The upshot of all this is that City Channel has been profitable since the end of last year. “We broke into profits quicker than we expected,” Harvey said. “We reckoned it could take two to three years. But we trebled our revenues from January 2006 to the same time this year.”
The company is capitalised at less than €1 million and he draws a comparison with Channel 6 where the budget was pitched far higher. For NTL/Chorus itself, the success of City Channel has been a worthwhile addition to its range of localised services. The cable network itself is soon to be re-branded as UGC by its Liberty group owner.
Looking ahead, Harvey says that the way TV technology is progressing, within a few years mobiles and laptops will have perfect quality live TV pictures, opening up a whole new marketplace.
One of the latest developments comes from the North, where both the Irish News and the Belfast Telegraph have launched their own TV channels, which can be accessed online.
Harvet believes Ireland needs more free enterprise TV and he is puzzled by the fact that more channels have not started up. City Channel has the technology to run three channels.

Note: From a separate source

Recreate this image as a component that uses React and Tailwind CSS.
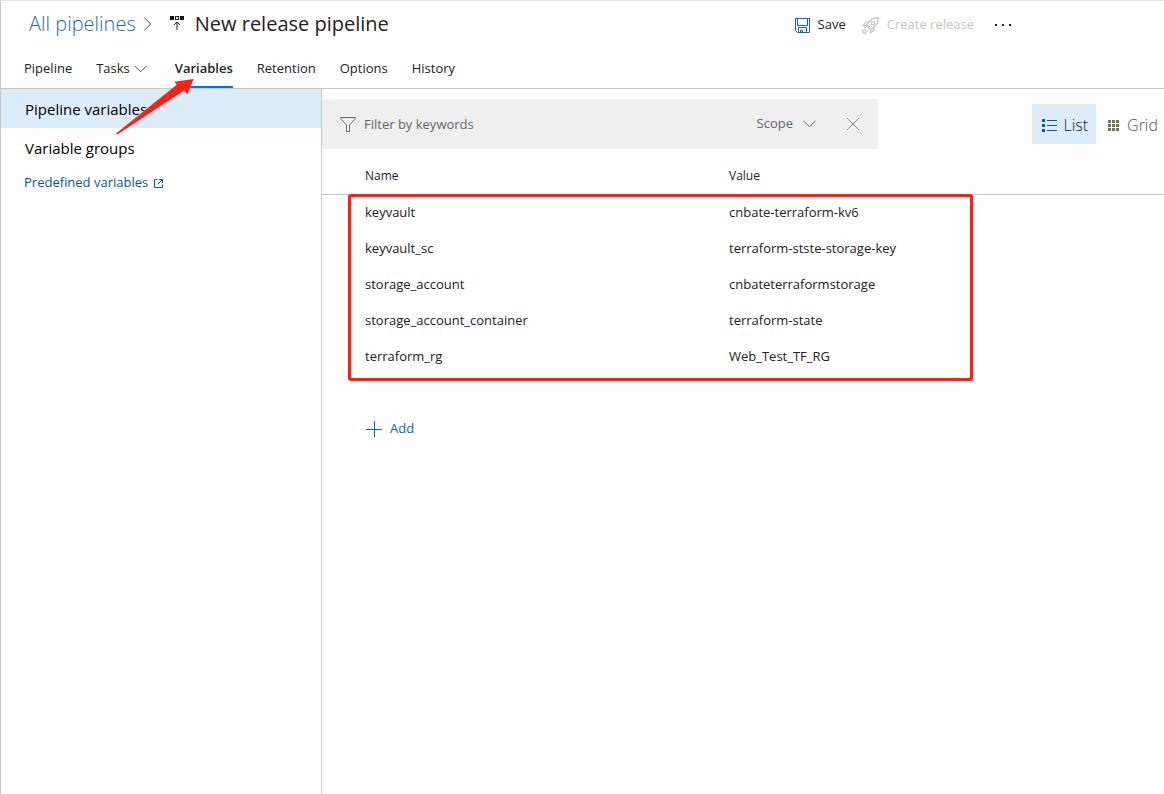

He hopes to bring City Channel to every city and large town in Ireland.
Some of the cities are still in the making, like Athlone and Drogheda.
He is quick to praise what Setanta, TV3 and Channel 6 have done to make an impact on the local scene and provide more choice.
With the explosion of niche channels on Sky and elsewhere, Harvey reckons that this is the path forward and that the low cost model pioneered by his City Channel is the way to go.